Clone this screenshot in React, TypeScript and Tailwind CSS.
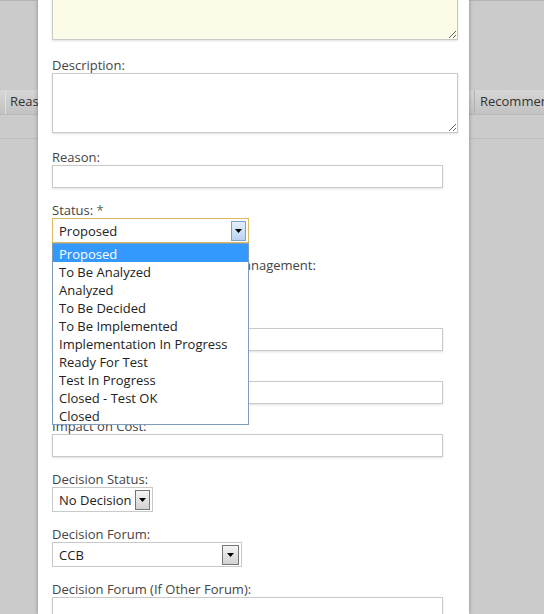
import React from 'react';

const statusOptions = [
  'Proposed',
  'To Be Analyzed',
  'Analyzed',
  'To Be Decided',
  'To Be Implemented',
  'Implementation In Progress',
  'Ready For Test',
  'Test In Progress',
  'Closed - Test OK',
  'Closed',
];

function Label({ children }: { children: React.ReactNode }) {
  return <div className="h-[17px] leading-[20px] mb-px whitespace-nowrap">{children}</div>;
}

function TextInput() {
  return (
    <div className="w-[391px] h-[23px] border border-[#c9c9c9] bg-white shadow-[0_1px_2px_rgba(0,0,0,0.12)]" />
  );
}

function Arrow({ blue, w }: { blue?: boolean; w: number }) {
  return (
    <div
      className={
        'flex items-center justify-center h-[20px] border ' +
        (blue
          ? 'bg-gradient-to-b from-[#e3eefa] to-[#b9d3ef] border-[#7fa2c8]'
          : 'bg-gradient-to-b from-[#f4f4f4] to-[#d2d2d2] border-[#757575]')
      }
      style={{ width: w }}
    >
      <svg width="7" height="4" viewBox="0 0 7 4">
        <path d="M0 0h7L3.5 4z" fill="#000" />
      </svg>
    </div>
  );
}

function Select({ value, width, arrowW, focused }: { value: string; width: number; arrowW: number; focused?: boolean }) {
  return (
    <div
      className={
        'h-[25px] flex items-center justify-between bg-white border pl-[6px] pr-[2px] ' +
        (focused ? 'border-[#deb866]' : 'border-[#c9c9c9]')
      }
      style={{ width }}
    >
      <span className="text-[#222] leading-[17px] pt-px">{value}</span>
      <Arrow blue={focused} w={arrowW} />
    </div>
  );
}

export default function App() {
  return (
    <div className="relative w-[544px] h-[614px] overflow-hidden bg-[#cbcbcb] text-[13px] text-[#444]" style={{ fontFamily: '"Open Sans", "Noto Sans", sans-serif' }}>
      {/* page behind the dialog */}
      <div className="h-[2px] border-t border-[#b3b3b3]" />
      <div className="mt-[88px] h-[25px] flex items-center justify-between bg-gradient-to-b from-[#d6d6d6] to-[#c2c2c2] border-b border-[#b9b9b9] text-[#333]">
        <div className="h-full flex items-center border-l border-[#e0e0e0] ml-[5px] pl-[4px]">Reas</div>
        <div className="h-full flex items-center border-l border-[#b0b0b0] pl-[5px] w-[70px] whitespace-nowrap overflow-hidden">Recommendation</div>
      </div>
      <div className="mt-[23px] border-t border-[#bdbdbd]" />

      {/* dialog */}
      <div className="absolute top-0 left-[38px] w-[431px] h-[614px] bg-white shadow-[0_0_4px_rgba(0,0,0,0.35)] pl-[14px]">
        <textarea className="block -mt-[20px] w-[406px] h-[60px] border border-[#c9c9c9] bg-[#fbfbe8] mb-[15px] shadow-[0_1px_2px_rgba(0,0,0,0.12)]" />

        <Label>Description:</Label>
        <textarea className="block w-[406px] h-[60px] border border-[#c9c9c9] bg-white mb-[14px] shadow-[0_1px_2px_rgba(0,0,0,0.12)]" />

        <div className="mb-3">
          <Label>Reason:</Label>
          <TextInput />
        </div>

        <div className="mb-3">
          <Label>
            Status: <span className="text-[#4f6b4f]">*</span>
          </Label>
          <div className="relative z-10">
            <Select value="Proposed" width={197} arrowW={15} focused />
            <div className="absolute top-[25px] left-0 w-[197px] bg-white border border-[#7f9db9] text-[#222]">
              {statusOptions.map((o, i) => (
                <div
                  key={o}
                  className={'h-[18px] leading-[20px] pl-[6px] whitespace-nowrap ' + (i === 0 ? 'bg-[#3399ff] text-white' : '')}
                >
                  {o}
                </div>
              ))}
            </div>
          </div>
        </div>

        <div className="mb-3">
          <Label>
            <span className="tracking-[0.12px]">Impact on Integrated Project M</span>anagement:
          </Label>
          <Select value="None" width={150} arrowW={15} />
        </div>

        <div className="mb-3">
          <Label>Impact on Schedule:</Label>
          <TextInput />
        </div>

        <div className="mb-3">
          <Label>Impact on Quality:</Label>
          <TextInput />
        </div>

        <div className="mb-3">
          <Label>Impact on Cost:</Label>
          <TextInput />
        </div>

        <div className="mb-3">
          <Label>Decision Status:</Label>
          <Select value="No Decision" width={101} arrowW={15} />
        </div>

        <div className="mb-3">
          <Label>Decision Forum:</Label>
          <Select value="CCB" width={190} arrowW={17} />
        </div>

        <div className="mb-3">
          <Label>Decision Forum (If Other Forum):</Label>
          <TextInput />
        </div>
      </div>
    </div>
  );
}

========

## TASK TO COMPLETE
Write out again, exactly, the lines from the start of the listing up to the line containing "import React from 'react';", with both ends and without pictures.

## TASK ANSWER
Clone this screenshot in React, TypeScript and Tailwind CSS.
import React from 'react';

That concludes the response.